#### WORK TO COMPLETE:
Copy out all the lines exactly. Omit pictures.

#### DATA:
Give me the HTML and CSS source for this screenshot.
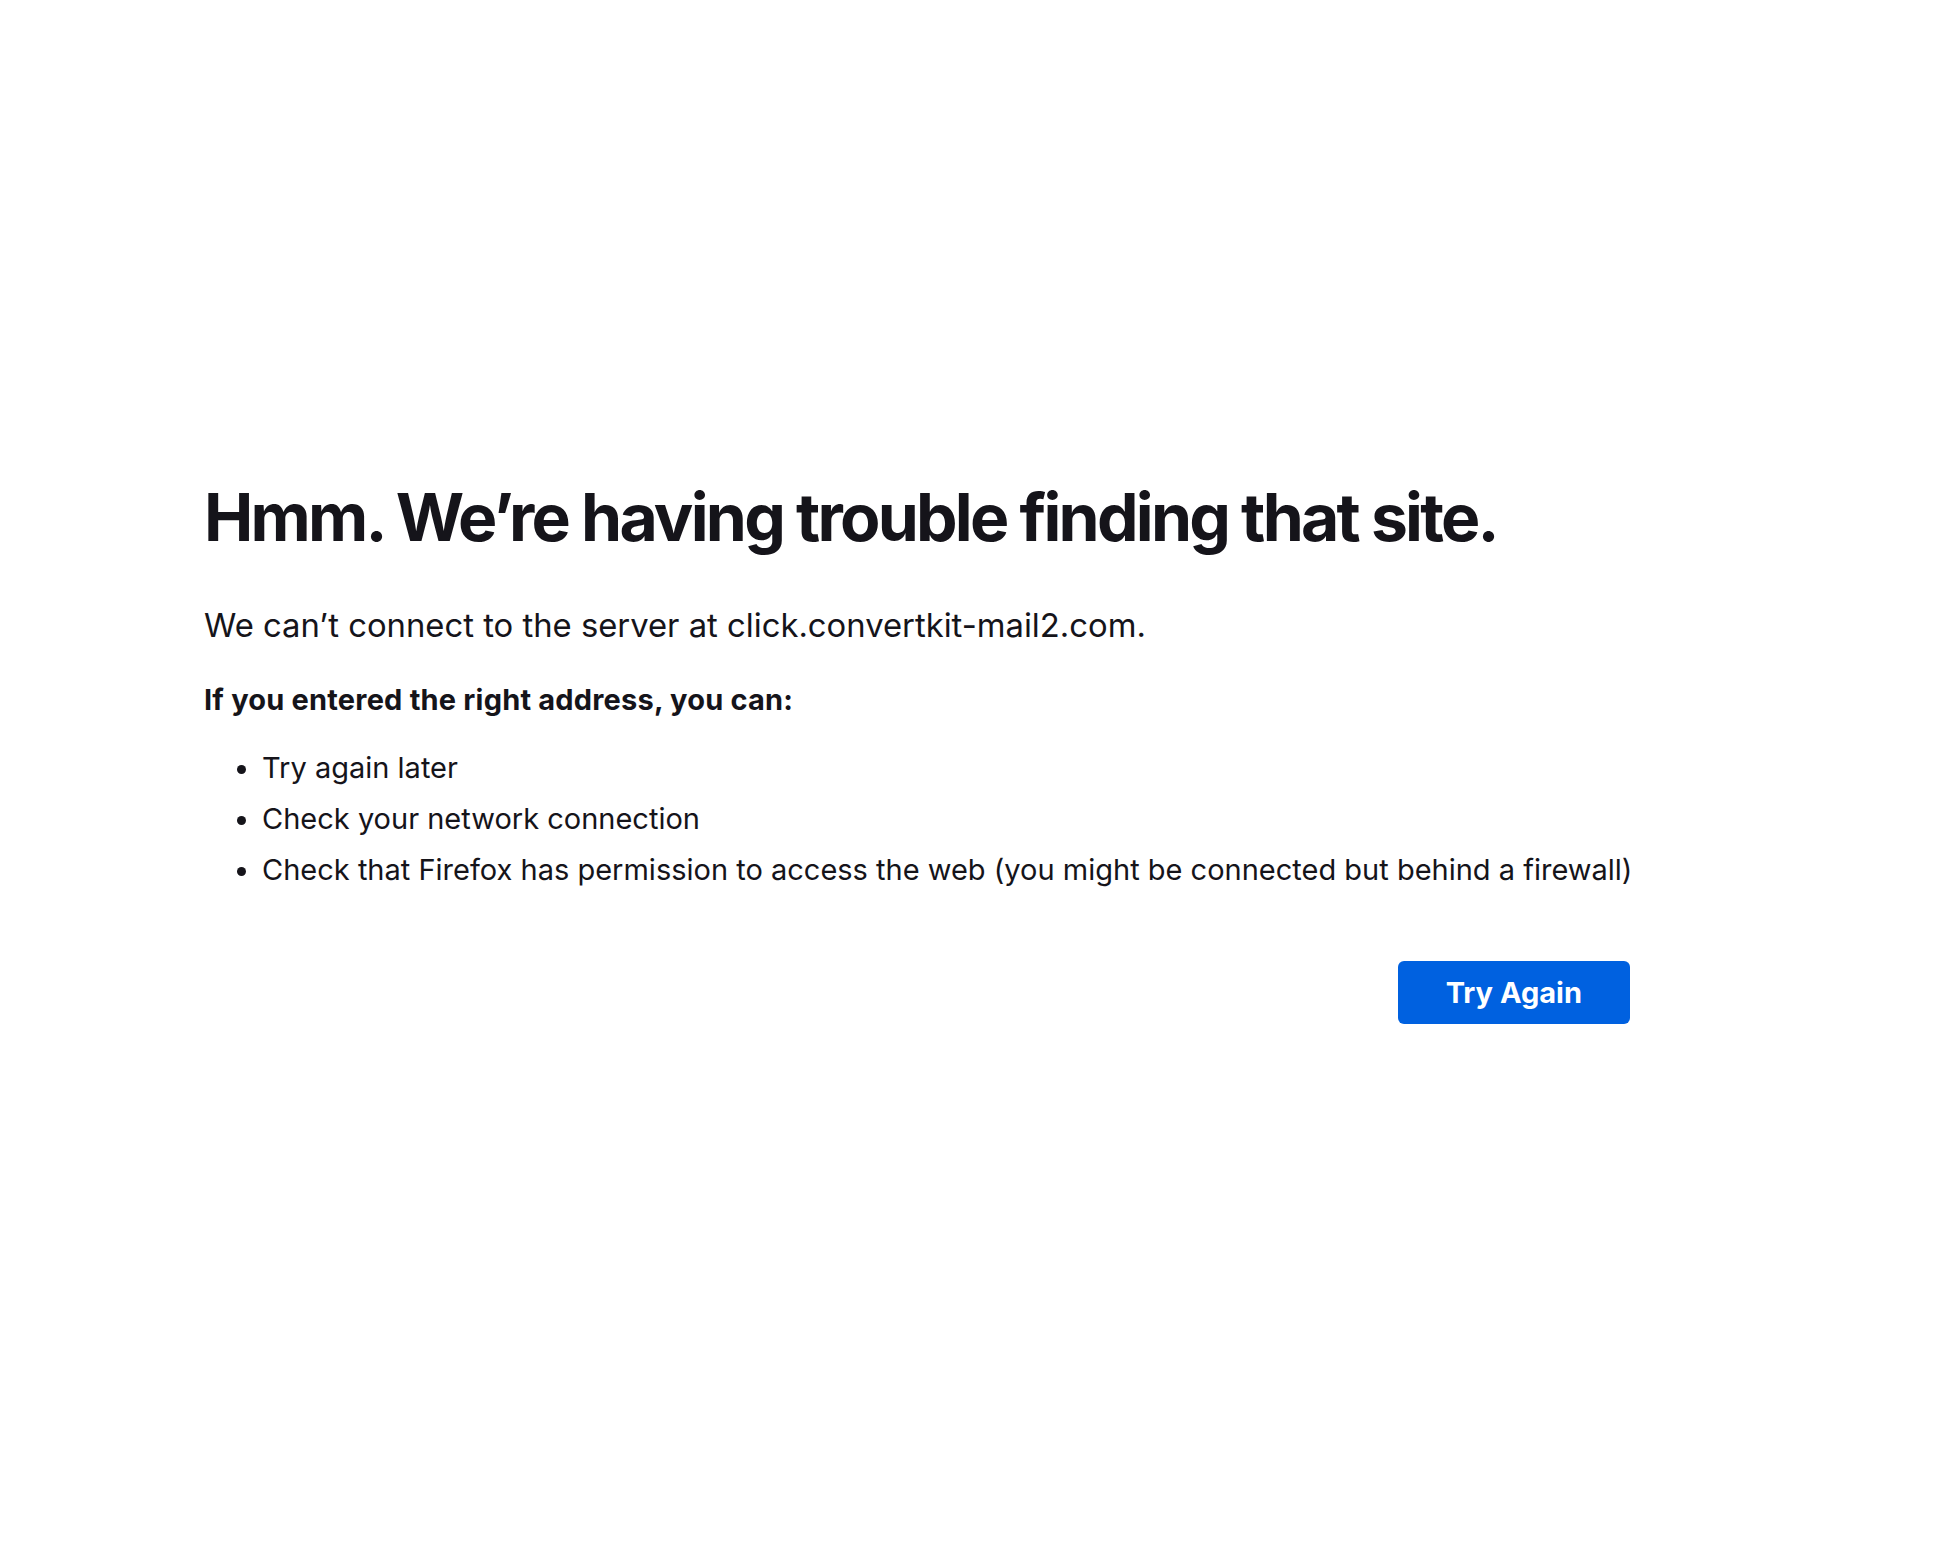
FILE: index.html
```html
<!DOCTYPE html>
<html>
<head>
	<meta charset="UTF-8">
	<title>Problem loading page</title>
	<link rel="stylesheet" href="styles.css">
</head>
<body>
	<div class="container">
		<h1 class="title">Hmm. We’re having trouble finding that site.</h1>

		<p class="short-desc">We can’t connect to the server at click.convertkit-mail2.com.</p>

		<p class="long-desc"><strong>If you entered the right address, you can:</strong></p>
		<ul class="tips">
			<li>Try again later</li>
			<li>Check your network connection</li>
			<li>Check that Firefox has permission to access the web (you might be connected but behind a firewall)</li>
		</ul>

		<div class="buttons">
			<button class="primary">Try Again</button>
		</div>
	</div>
</body>
</html>
```

FILE: styles.css
```css
body {
	margin: 0;
	padding: 477px 300px 0 204px;
	font-family: Inter, "Noto Sans", sans-serif;
	color: #15141a;
	background: #fff;
}

.title {
	margin: 0;
	font-size: 66px;
	line-height: 80px;
	font-weight: 700;
	letter-spacing: -2.75px;
}

.short-desc {
	margin: 46px 0 0;
	font-size: 32.8px;
	line-height: 44px;
}

.long-desc {
	margin: 35px 0 0;
	font-size: 29px;
	line-height: 36px;
	letter-spacing: 0.2px;
}

.tips {
	margin: 24px 0 0;
	padding-left: 58px;
	font-size: 29px;
	line-height: 51px;
}

.buttons {
	display: flex;
	justify-content: flex-end;
	margin: 66px 28px 0 0;
}

.primary {
	height: 63px;
	padding: 0 48px;
	border: none;
	border-radius: 6px;
	background: #0061e0;
	color: #fff;
	font-family: inherit;
	font-size: 29px;
	font-weight: 700;
}
```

#### FINISHED TASK:
Give me the HTML and CSS source for this screenshot.
FILE: index.html
```html
<!DOCTYPE html>
<html>
<head>
	<meta charset="UTF-8">
	<title>Problem loading page</title>
	<link rel="stylesheet" href="styles.css">
</head>
<body>
	<div class="container">
		<h1 class="title">Hmm. We’re having trouble finding that site.</h1>

		<p class="short-desc">We can’t connect to the server at click.convertkit-mail2.com.</p>

		<p class="long-desc"><strong>If you entered the right address, you can:</strong></p>
		<ul class="tips">
			<li>Try again later</li>
			<li>Check your network connection</li>
			<li>Check that Firefox has permission to access the web (you might be connected but behind a firewall)</li>
		</ul>

		<div class="buttons">
			<button class="primary">Try Again</button>
		</div>
	</div>
</body>
</html>
```

FILE: styles.css
```css
body {
	margin: 0;
	padding: 477px 300px 0 204px;
	font-family: Inter, "Noto Sans", sans-serif;
	color: #15141a;
	background: #fff;
}

.title {
	margin: 0;
	font-size: 66px;
	line-height: 80px;
	font-weight: 700;
	letter-spacing: -2.75px;
}

.short-desc {
	margin: 46px 0 0;
	font-size: 32.8px;
	line-height: 44px;
}

.long-desc {
	margin: 35px 0 0;
	font-size: 29px;
	line-height: 36px;
	letter-spacing: 0.2px;
}

.tips {
	margin: 24px 0 0;
	padding-left: 58px;
	font-size: 29px;
	line-height: 51px;
}

.buttons {
	display: flex;
	justify-content: flex-end;
	margin: 66px 28px 0 0;
}

.primary {
	height: 63px;
	padding: 0 48px;
	border: none;
	border-radius: 6px;
	background: #0061e0;
	color: #fff;
	font-family: inherit;
	font-size: 29px;
	font-weight: 700;
}
```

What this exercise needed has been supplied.